Circuits are known in the art that apply either a linear or switching regulator configuration based on the operating mode of the load they are regulating. For example, U.S. Pat. No. 6,815,935 to Fujii takes advantage of the lower output current power consumption superiority of a linear regulator by applying a linear voltage regulator to the load when its regulated device is in a standby mode and applying a switching voltage regulator when the load is in its basic operational mode. This approach is similar to that implemented by Umeda but it selects between the two regulators based on an input signal that controls the operating state of the load instead of one that is generated by measuring the operating state of the load.
Another design that utilizes switching and linear voltage regulators in parallel and applies them based on the operating condition of the load is described in U.S. Pat. No. 5,502,369 to Niwayama. The patent describes a voltage regulator that supplies a voltage to a device based on the operating mode of the device. The voltage regulator will apply either a switching or linear regulator output to the device depending upon the regulated device's operating mode.
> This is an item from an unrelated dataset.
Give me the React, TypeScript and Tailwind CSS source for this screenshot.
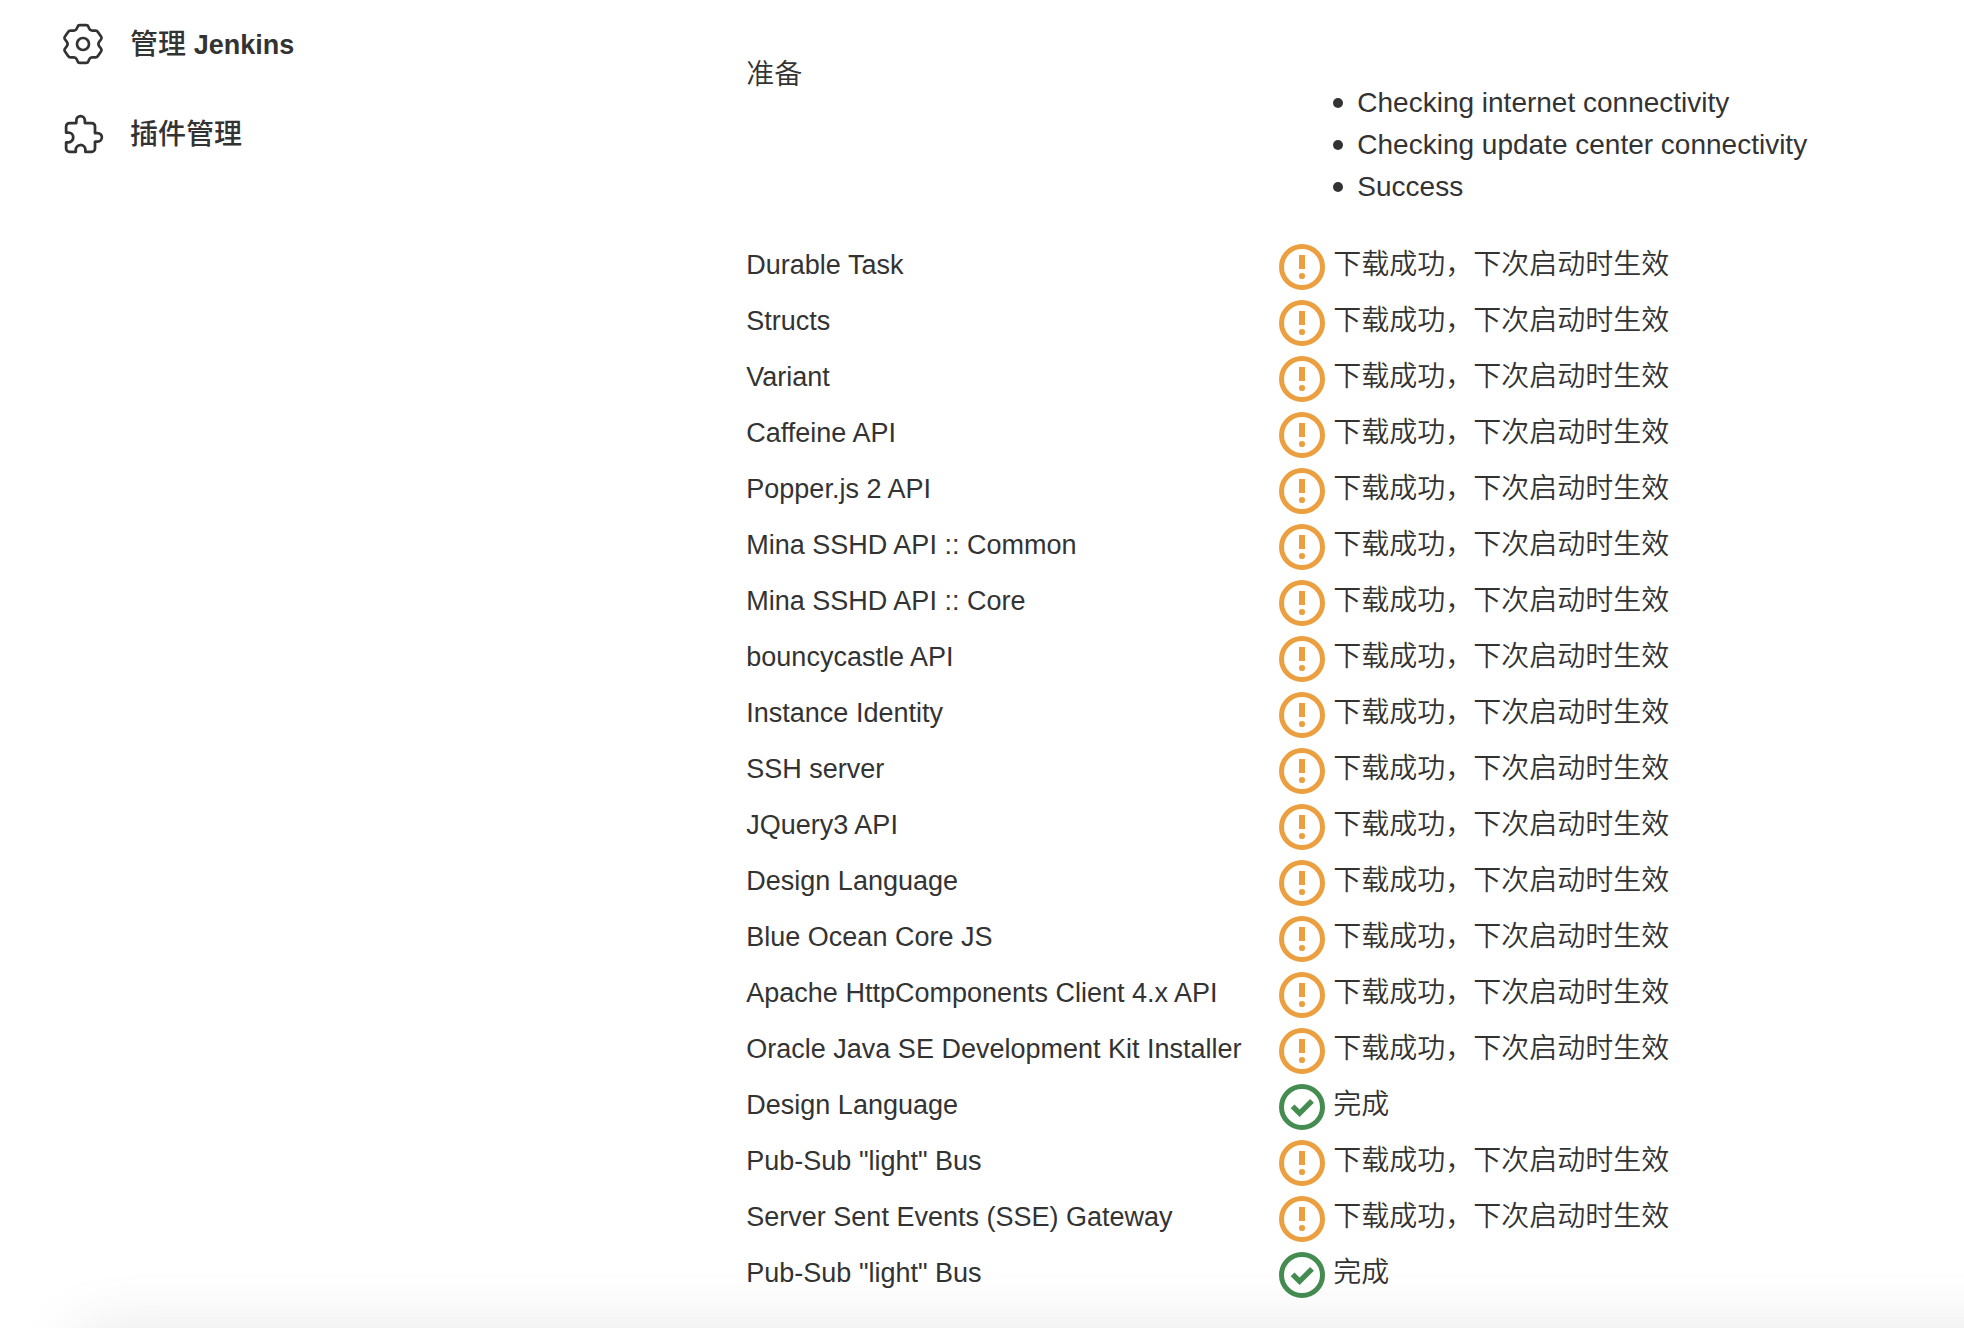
import React from "react";
import { IoExtensionPuzzleOutline } from "react-icons/io5";

type Status = "pending" | "done";

const plugins: { name: string; status: Status }[] = [
  { name: "Durable Task", status: "pending" },
  { name: "Structs", status: "pending" },
  { name: "Variant", status: "pending" },
  { name: "Caffeine API", status: "pending" },
  { name: "Popper.js 2 API", status: "pending" },
  { name: "Mina SSHD API :: Common", status: "pending" },
  { name: "Mina SSHD API :: Core", status: "pending" },
  { name: "bouncycastle API", status: "pending" },
  { name: "Instance Identity", status: "pending" },
  { name: "SSH server", status: "pending" },
  { name: "JQuery3 API", status: "pending" },
  { name: "Design Language", status: "pending" },
  { name: "Blue Ocean Core JS", status: "pending" },
  { name: "Apache HttpComponents Client 4.x API", status: "pending" },
  { name: "Oracle Java SE Development Kit Installer", status: "pending" },
  { name: "Design Language", status: "done" },
  { name: 'Pub-Sub "light" Bus', status: "pending" },
  { name: "Server Sent Events (SSE) Gateway", status: "pending" },
  { name: 'Pub-Sub "light" Bus', status: "done" },
];

const checks = [
  "Checking internet connectivity",
  "Checking update center connectivity",
  "Success",
];

const labels: Record<Status, string> = {
  pending: "下载成功，下次启动时生效",
  done: "完成",
};

function GearIcon() {
  return (
    <svg
      viewBox="-23 -23 46 46"
      className="mb-0.5 size-[46px] shrink-0"
      fill="none"
      stroke="currentColor"
      strokeWidth="2.7"
      strokeLinejoin="round"
      aria-hidden="true"
    >
      <circle r="6" />
      <path d="M-3.4 -18.9H3.4Q4.8 -18.9 5.3 -17.6L6.3 -15.2Q7.1 -13.3 9.1 -13.3H12.6Q14.1 -13.3 14.9 -12L18.2 -7.2Q19 -6 18.1 -4.7L16.2 -2.2Q14.6 0 16.2 2.2L18.1 4.7Q19 6 18.2 7.2L14.9 12Q14.1 13.3 12.6 13.3H9.1Q7.1 13.3 6.3 15.2L5.3 17.6Q4.8 18.9 3.4 18.9H-3.4Q-4.8 18.9 -5.3 17.6L-6.3 15.2Q-7.1 13.3 -9.1 13.3H-12.6Q-14.1 13.3 -14.9 12L-18.2 7.2Q-19 6 -18.1 4.7L-16.2 2.2Q-14.6 0 -16.2 -2.2L-18.1 -4.7Q-19 -6 -18.2 -7.2L-14.9 -12Q-14.1 -13.3 -12.6 -13.3H-9.1Q-7.1 -13.3 -6.3 -15.2L-5.3 -17.6Q-4.8 -18.9 -3.4 -18.9Z" />
    </svg>
  );
}

function StatusIcon({ status }: { status: Status }) {
  if (status === "done") {
    return (
      <svg viewBox="0 0 46 46" className="size-[46px] shrink-0 text-[#458c50]" fill="none" stroke="currentColor" aria-hidden="true">
        <circle cx="23" cy="23" r="20.5" strokeWidth="5" />
        <path d="M13.6 22.3 20.6 29.3 33 16.9" strokeWidth="5.4" />
      </svg>
    );
  }
  return (
    <svg viewBox="0 0 46 46" className="size-[46px] shrink-0 text-[#eb9f3f]" fill="none" stroke="currentColor" aria-hidden="true">
      <circle cx="23" cy="23" r="20.5" strokeWidth="5" />
      <path d="M23 11v14" strokeWidth="6" />
      <circle cx="23" cy="32" r="3.1" fill="currentColor" stroke="none" />
    </svg>
  );
}

export default function App() {
  return (
    <div className="flex min-h-screen items-start overflow-hidden bg-white font-['Liberation_Sans','Noto_Sans_CJK_SC',sans-serif] text-[28px] leading-[42px] text-[#333333]">
      <nav className="w-[38%] shrink-0 pl-[60px]">
        <a href="#manage" className="flex h-[90px] items-center gap-6 font-medium">
          <GearIcon />
          <span>
            管理 <span className="text-[27px] font-bold">Jenkins</span>
          </span>
        </a>
        <a href="#plugins" className="flex h-[90px] items-center gap-6 font-medium">
          <span className="mb-0.5 flex w-[46px] shrink-0 justify-end">
            <IoExtensionPuzzleOutline className="size-11" aria-hidden="true" />
          </span>
          <span>插件管理</span>
        </a>
      </nav>

      <main className="min-w-0 flex-1 pt-[54px] font-[350]">
        <table className="w-full border-collapse text-left">
          <tbody>
            <tr className="h-[183px] align-top">
              <th scope="row" className="w-[533px] whitespace-nowrap p-0 font-[350]">准备</th>
              <td className="p-0 pt-7">
                <ul className="pl-[54px]">
                  {checks.map((check) => (
                    <li
                      key={check}
                      className="flex items-center gap-3.5 before:size-2.5 before:rounded-full before:bg-current before:content-['']"
                    >
                      {check}
                    </li>
                  ))}
                </ul>
              </td>
            </tr>
            {plugins.map((plugin, index) => (
              <tr key={index} className="h-14">
                <th scope="row" className="whitespace-nowrap p-0 text-[27px] font-[350]">{plugin.name}</th>
                <td className="p-0">
                  <div className="flex h-14 items-center gap-2">
                    <span className="pt-1">
                      <StatusIcon status={plugin.status} />
                    </span>
                    <span className="whitespace-nowrap">{labels[plugin.status]}</span>
                  </div>
                </td>
              </tr>
            ))}
          </tbody>
        </table>
      </main>

      <div className="pointer-events-none fixed inset-x-0 bottom-0 h-24 overflow-hidden" aria-hidden="true">
        <div className="absolute -right-24 left-20 top-[104px] h-40 shadow-[0_0_70px_rgba(0,0,0,0.12)]" />
      </div>
    </div>
  );
}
For example, when a CD player is operating normally a linear regulator is applied to regulate the supply. Contrarily, when the CD player is ejecting a disc and requires a relatively large amount of power, a switching regulator output is supplied to the CD player. As such, the circuit applies the proper type of regulator based on the needs of the load device. When the device is in a mode in which a large amount of power is required but supply stability and accuracy are not important, a switching regulator is applied. When the device is in a mode that uses a smaller amount of power but accuracy is very important, a linear regulator is applied.